Image courtesy of Adam Szuscik via Unsplash.

Implications of the Supreme Court Leak on Criminal Defendants

Whatever the reason, it can have a chilling effect on criminal defendants. If the person who leaked the opinion is identified and goes unpunished, this will make it more difficult for defendants to fully trust their attorneys and be completely honest and open with them. Many of the most notorious defendants, like those accused of rape or child pornography, may be unwilling to fully cooperate with their attorneys. They might fear that their attorney will secretly leak sensitive information to the press or the court, putting their personal politics ahead of the duty they hold to their clients.

Moreover, if we live in a world where we accept breaches of confidentiality in court cases because of political expediency, then we will be undermining whatever rights defendants may have to a fair trial. This goes hand-in-hand with those who seek to diminish or negate the rights of the accused. As constitutional law professor Andrew Koppelman of the Northwestern Pritzker School of Law makes clear, “The idea that guilty people shouldn’t get lawyers attacks the legal system at its root. People will ask: ‘How can you represent someone who’s guilty?’ The answer is that a society where accused people don’t get a defense as a matter of course is a society you don’t want to live in. It’s a totalitarian nightmare.”

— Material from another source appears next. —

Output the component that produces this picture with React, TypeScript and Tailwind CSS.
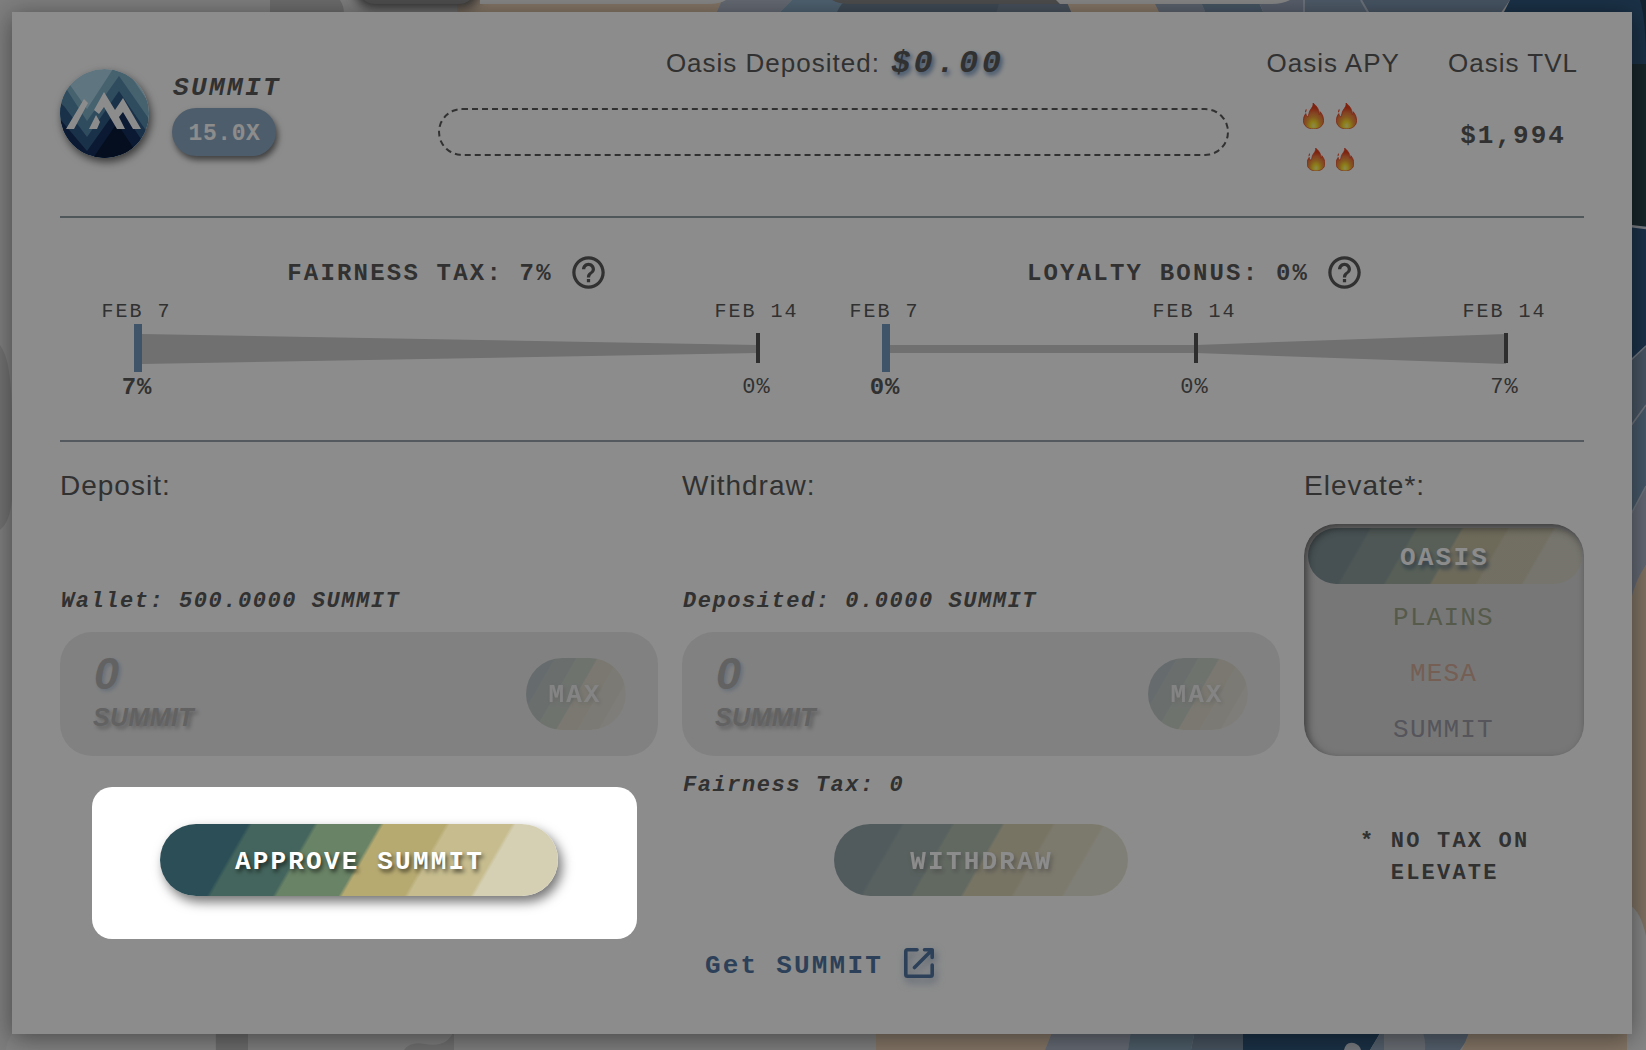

If criminal defendants cannot rely on the attorneys to keep their communications confidential, that’s a problem. There will be no way for them to get full and fair representation. The Supreme Court leak will make many defendants wonder if they can really trust their attorneys to keep their secrets. This is of major importance to the protecting the rights of criminal defendants. And this is true even if the person charged is, in fact, guilty of the accusations.